─── Source material

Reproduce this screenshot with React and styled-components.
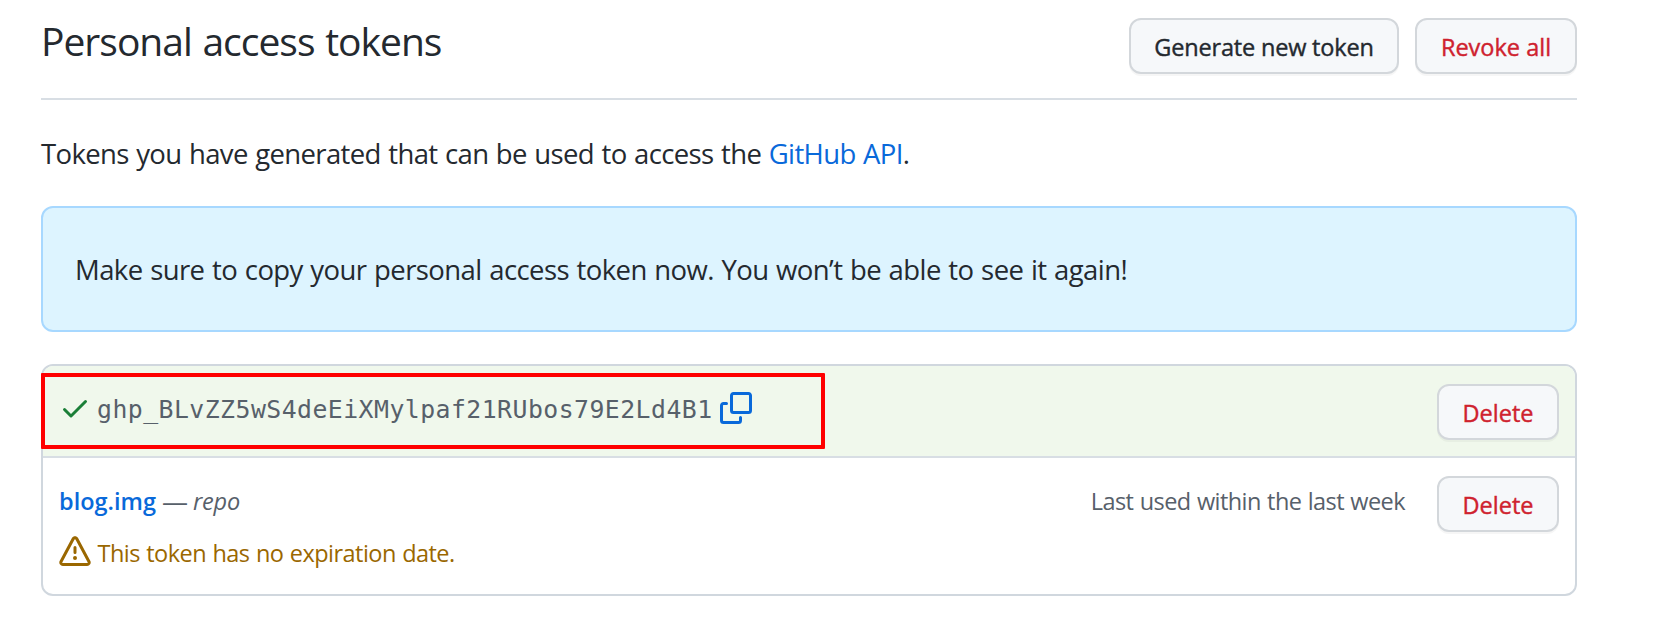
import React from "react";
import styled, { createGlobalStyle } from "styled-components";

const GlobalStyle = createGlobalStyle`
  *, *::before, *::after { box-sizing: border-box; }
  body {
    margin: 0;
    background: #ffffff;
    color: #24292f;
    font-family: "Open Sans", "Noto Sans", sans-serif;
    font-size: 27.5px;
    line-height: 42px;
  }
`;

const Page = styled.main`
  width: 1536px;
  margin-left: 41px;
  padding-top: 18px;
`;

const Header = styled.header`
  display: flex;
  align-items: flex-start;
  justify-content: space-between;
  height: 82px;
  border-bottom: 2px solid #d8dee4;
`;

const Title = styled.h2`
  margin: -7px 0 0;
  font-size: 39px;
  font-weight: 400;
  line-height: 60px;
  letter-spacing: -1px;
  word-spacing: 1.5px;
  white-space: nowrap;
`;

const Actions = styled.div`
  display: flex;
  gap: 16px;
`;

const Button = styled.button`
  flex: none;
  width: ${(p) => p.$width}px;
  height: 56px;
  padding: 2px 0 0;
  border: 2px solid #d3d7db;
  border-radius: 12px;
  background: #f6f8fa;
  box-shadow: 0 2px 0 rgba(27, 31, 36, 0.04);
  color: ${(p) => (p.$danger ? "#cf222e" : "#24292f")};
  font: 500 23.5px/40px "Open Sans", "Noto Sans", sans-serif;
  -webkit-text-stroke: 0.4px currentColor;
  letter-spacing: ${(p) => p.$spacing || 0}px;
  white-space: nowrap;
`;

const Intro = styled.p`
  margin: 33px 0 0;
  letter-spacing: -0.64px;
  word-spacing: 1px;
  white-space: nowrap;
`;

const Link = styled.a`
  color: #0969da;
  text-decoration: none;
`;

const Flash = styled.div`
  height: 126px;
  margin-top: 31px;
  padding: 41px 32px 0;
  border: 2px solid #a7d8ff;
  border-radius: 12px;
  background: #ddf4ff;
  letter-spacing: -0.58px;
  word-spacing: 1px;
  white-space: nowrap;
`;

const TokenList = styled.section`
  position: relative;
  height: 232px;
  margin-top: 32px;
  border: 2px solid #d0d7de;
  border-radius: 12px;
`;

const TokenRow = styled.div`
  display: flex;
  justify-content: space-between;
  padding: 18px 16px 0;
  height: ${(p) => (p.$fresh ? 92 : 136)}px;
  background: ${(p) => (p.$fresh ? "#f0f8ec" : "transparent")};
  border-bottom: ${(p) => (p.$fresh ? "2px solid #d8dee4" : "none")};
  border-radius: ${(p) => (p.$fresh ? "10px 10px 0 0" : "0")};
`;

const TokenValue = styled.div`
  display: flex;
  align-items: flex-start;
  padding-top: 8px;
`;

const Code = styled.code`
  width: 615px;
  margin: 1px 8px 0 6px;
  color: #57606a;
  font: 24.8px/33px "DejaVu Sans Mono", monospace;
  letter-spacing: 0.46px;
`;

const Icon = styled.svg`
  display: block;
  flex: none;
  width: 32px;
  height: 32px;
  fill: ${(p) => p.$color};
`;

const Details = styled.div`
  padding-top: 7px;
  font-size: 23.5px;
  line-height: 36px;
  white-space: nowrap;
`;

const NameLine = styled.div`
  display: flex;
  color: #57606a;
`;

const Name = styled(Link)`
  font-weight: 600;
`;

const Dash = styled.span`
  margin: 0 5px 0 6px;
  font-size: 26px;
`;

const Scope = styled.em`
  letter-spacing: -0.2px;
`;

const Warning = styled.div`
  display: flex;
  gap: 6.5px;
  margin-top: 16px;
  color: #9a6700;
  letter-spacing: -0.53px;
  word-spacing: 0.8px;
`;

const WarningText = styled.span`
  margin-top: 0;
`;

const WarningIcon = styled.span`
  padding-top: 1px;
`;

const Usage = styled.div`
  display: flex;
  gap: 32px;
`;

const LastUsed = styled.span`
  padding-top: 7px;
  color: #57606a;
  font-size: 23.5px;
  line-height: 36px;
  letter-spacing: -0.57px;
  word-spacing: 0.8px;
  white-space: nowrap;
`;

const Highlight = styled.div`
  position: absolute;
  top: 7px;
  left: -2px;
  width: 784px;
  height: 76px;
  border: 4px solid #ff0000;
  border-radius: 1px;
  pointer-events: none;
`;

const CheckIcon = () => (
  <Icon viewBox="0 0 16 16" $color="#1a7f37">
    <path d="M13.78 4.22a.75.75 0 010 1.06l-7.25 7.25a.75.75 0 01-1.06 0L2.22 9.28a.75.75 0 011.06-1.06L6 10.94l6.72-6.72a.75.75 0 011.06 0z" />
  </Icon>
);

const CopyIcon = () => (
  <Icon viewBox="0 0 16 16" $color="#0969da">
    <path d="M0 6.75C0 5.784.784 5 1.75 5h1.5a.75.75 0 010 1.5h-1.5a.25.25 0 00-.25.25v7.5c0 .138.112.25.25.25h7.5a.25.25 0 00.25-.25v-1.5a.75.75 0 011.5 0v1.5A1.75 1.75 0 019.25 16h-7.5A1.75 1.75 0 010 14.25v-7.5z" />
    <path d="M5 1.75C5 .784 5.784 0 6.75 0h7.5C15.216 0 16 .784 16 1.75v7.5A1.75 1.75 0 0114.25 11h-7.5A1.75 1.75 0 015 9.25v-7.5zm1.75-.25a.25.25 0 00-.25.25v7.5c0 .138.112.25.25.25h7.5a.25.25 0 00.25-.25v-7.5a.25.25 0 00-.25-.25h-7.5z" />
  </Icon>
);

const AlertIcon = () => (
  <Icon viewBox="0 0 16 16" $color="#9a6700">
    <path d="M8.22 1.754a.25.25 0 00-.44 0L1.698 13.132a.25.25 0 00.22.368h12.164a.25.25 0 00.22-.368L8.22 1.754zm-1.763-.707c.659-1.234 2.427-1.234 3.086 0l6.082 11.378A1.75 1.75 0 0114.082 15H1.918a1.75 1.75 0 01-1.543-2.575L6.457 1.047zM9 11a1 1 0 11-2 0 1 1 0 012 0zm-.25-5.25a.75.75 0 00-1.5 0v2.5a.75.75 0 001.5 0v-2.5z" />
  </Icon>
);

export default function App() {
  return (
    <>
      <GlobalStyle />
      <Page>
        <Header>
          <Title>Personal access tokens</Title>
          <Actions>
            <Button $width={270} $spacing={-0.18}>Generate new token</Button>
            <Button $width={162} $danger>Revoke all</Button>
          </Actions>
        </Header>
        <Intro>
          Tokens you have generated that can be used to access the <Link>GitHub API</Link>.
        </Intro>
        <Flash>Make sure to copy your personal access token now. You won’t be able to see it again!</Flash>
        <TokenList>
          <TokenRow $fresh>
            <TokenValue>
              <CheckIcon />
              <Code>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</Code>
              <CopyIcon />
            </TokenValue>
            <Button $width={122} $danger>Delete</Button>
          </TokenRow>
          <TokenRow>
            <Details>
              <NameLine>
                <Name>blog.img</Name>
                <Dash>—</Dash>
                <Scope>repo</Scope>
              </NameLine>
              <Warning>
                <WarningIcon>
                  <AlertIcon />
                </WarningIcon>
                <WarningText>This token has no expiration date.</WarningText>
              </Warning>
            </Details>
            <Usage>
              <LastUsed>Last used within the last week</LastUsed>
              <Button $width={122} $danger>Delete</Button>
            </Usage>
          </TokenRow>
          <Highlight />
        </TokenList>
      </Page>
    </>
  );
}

──────

Problem description: Copy each line above precisely, dropping the pictures.

Task response:
Reproduce this screenshot with React and styled-components.
import React from "react";
import styled, { createGlobalStyle } from "styled-components";

const GlobalStyle = createGlobalStyle`
  *, *::before, *::after { box-sizing: border-box; }
  body {
    margin: 0;
    background: #ffffff;
    color: #24292f;
    font-family: "Open Sans", "Noto Sans", sans-serif;
    font-size: 27.5px;
    line-height: 42px;
  }
`;

const Page = styled.main`
  width: 1536px;
  margin-left: 41px;
  padding-top: 18px;
`;

const Header = styled.header`
  display: flex;
  align-items: flex-start;
  justify-content: space-between;
  height: 82px;
  border-bottom: 2px solid #d8dee4;
`;

const Title = styled.h2`
  margin: -7px 0 0;
  font-size: 39px;
  font-weight: 400;
  line-height: 60px;
  letter-spacing: -1px;
  word-spacing: 1.5px;
  white-space: nowrap;
`;

const Actions = styled.div`
  display: flex;
  gap: 16px;
`;

const Button = styled.button`
  flex: none;
  width: ${(p) => p.$width}px;
  height: 56px;
  padding: 2px 0 0;
  border: 2px solid #d3d7db;
  border-radius: 12px;
  background: #f6f8fa;
  box-shadow: 0 2px 0 rgba(27, 31, 36, 0.04);
  color: ${(p) => (p.$danger ? "#cf222e" : "#24292f")};
  font: 500 23.5px/40px "Open Sans", "Noto Sans", sans-serif;
  -webkit-text-stroke: 0.4px currentColor;
  letter-spacing: ${(p) => p.$spacing || 0}px;
  white-space: nowrap;
`;

const Intro = styled.p`
  margin: 33px 0 0;
  letter-spacing: -0.64px;
  word-spacing: 1px;
  white-space: nowrap;
`;

const Link = styled.a`
  color: #0969da;
  text-decoration: none;
`;

const Flash = styled.div`
  height: 126px;
  margin-top: 31px;
  padding: 41px 32px 0;
  border: 2px solid #a7d8ff;
  border-radius: 12px;
  background: #ddf4ff;
  letter-spacing: -0.58px;
  word-spacing: 1px;
  white-space: nowrap;
`;

const TokenList = styled.section`
  position: relative;
  height: 232px;
  margin-top: 32px;
  border: 2px solid #d0d7de;
  border-radius: 12px;
`;

const TokenRow = styled.div`
  display: flex;
  justify-content: space-between;
  padding: 18px 16px 0;
  height: ${(p) => (p.$fresh ? 92 : 136)}px;
  background: ${(p) => (p.$fresh ? "#f0f8ec" : "transparent")};
  border-bottom: ${(p) => (p.$fresh ? "2px solid #d8dee4" : "none")};
  border-radius: ${(p) => (p.$fresh ? "10px 10px 0 0" : "0")};
`;

const TokenValue = styled.div`
  display: flex;
  align-items: flex-start;
  padding-top: 8px;
`;

const Code = styled.code`
  width: 615px;
  margin: 1px 8px 0 6px;
  color: #57606a;
  font: 24.8px/33px "DejaVu Sans Mono", monospace;
  letter-spacing: 0.46px;
`;

const Icon = styled.svg`
  display: block;
  flex: none;
  width: 32px;
  height: 32px;
  fill: ${(p) => p.$color};
`;

const Details = styled.div`
  padding-top: 7px;
  font-size: 23.5px;
  line-height: 36px;
  white-space: nowrap;
`;

const NameLine = styled.div`
  display: flex;
  color: #57606a;
`;

const Name = styled(Link)`
  font-weight: 600;
`;

const Dash = styled.span`
  margin: 0 5px 0 6px;
  font-size: 26px;
`;

const Scope = styled.em`
  letter-spacing: -0.2px;
`;

const Warning = styled.div`
  display: flex;
  gap: 6.5px;
  margin-top: 16px;
  color: #9a6700;
  letter-spacing: -0.53px;
  word-spacing: 0.8px;
`;

const WarningText = styled.span`
  margin-top: 0;
`;

const WarningIcon = styled.span`
  padding-top: 1px;
`;

const Usage = styled.div`
  display: flex;
  gap: 32px;
`;

const LastUsed = styled.span`
  padding-top: 7px;
  color: #57606a;
  font-size: 23.5px;
  line-height: 36px;
  letter-spacing: -0.57px;
  word-spacing: 0.8px;
  white-space: nowrap;
`;

const Highlight = styled.div`
  position: absolute;
  top: 7px;
  left: -2px;
  width: 784px;
  height: 76px;
  border: 4px solid #ff0000;
  border-radius: 1px;
  pointer-events: none;
`;

const CheckIcon = () => (
  <Icon viewBox="0 0 16 16" $color="#1a7f37">
    <path d="M13.78 4.22a.75.75 0 010 1.06l-7.25 7.25a.75.75 0 01-1.06 0L2.22 9.28a.75.75 0 011.06-1.06L6 10.94l6.72-6.72a.75.75 0 011.06 0z" />
  </Icon>
);

const CopyIcon = () => (
  <Icon viewBox="0 0 16 16" $color="#0969da">
    <path d="M0 6.75C0 5.784.784 5 1.75 5h1.5a.75.75 0 010 1.5h-1.5a.25.25 0 00-.25.25v7.5c0 .138.112.25.25.25h7.5a.25.25 0 00.25-.25v-1.5a.75.75 0 011.5 0v1.5A1.75 1.75 0 019.25 16h-7.5A1.75 1.75 0 010 14.25v-7.5z" />
    <path d="M5 1.75C5 .784 5.784 0 6.75 0h7.5C15.216 0 16 .784 16 1.75v7.5A1.75 1.75 0 0114.25 11h-7.5A1.75 1.75 0 015 9.25v-7.5zm1.75-.25a.25.25 0 00-.25.25v7.5c0 .138.112.25.25.25h7.5a.25.25 0 00.25-.25v-7.5a.25.25 0 00-.25-.25h-7.5z" />
  </Icon>
);

const AlertIcon = () => (
  <Icon viewBox="0 0 16 16" $color="#9a6700">
    <path d="M8.22 1.754a.25.25 0 00-.44 0L1.698 13.132a.25.25 0 00.22.368h12.164a.25.25 0 00.22-.368L8.22 1.754zm-1.763-.707c.659-1.234 2.427-1.234 3.086 0l6.082 11.378A1.75 1.75 0 0114.082 15H1.918a1.75 1.75 0 01-1.543-2.575L6.457 1.047zM9 11a1 1 0 11-2 0 1 1 0 012 0zm-.25-5.25a.75.75 0 00-1.5 0v2.5a.75.75 0 001.5 0v-2.5z" />
  </Icon>
);

export default function App() {
  return (
    <>
      <GlobalStyle />
      <Page>
        <Header>
          <Title>Personal access tokens</Title>
          <Actions>
            <Button $width={270} $spacing={-0.18}>Generate new token</Button>
            <Button $width={162} $danger>Revoke all</Button>
          </Actions>
        </Header>
        <Intro>
          Tokens you have generated that can be used to access the <Link>GitHub API</Link>.
        </Intro>
        <Flash>Make sure to copy your personal access token now. You won’t be able to see it again!</Flash>
        <TokenList>
          <TokenRow $fresh>
            <TokenValue>
              <CheckIcon />
              <Code>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</Code>
              <CopyIcon />
            </TokenValue>
            <Button $width={122} $danger>Delete</Button>
          </TokenRow>
          <TokenRow>
            <Details>
              <NameLine>
                <Name>blog.img</Name>
                <Dash>—</Dash>
                <Scope>repo</Scope>
              </NameLine>
              <Warning>
                <WarningIcon>
                  <AlertIcon />
                </WarningIcon>
                <WarningText>This token has no expiration date.</WarningText>
              </Warning>
            </Details>
            <Usage>
              <LastUsed>Last used within the last week</LastUsed>
              <Button $width={122} $danger>Delete</Button>
            </Usage>
          </TokenRow>
          <Highlight />
        </TokenList>
      </Page>
    </>
  );
}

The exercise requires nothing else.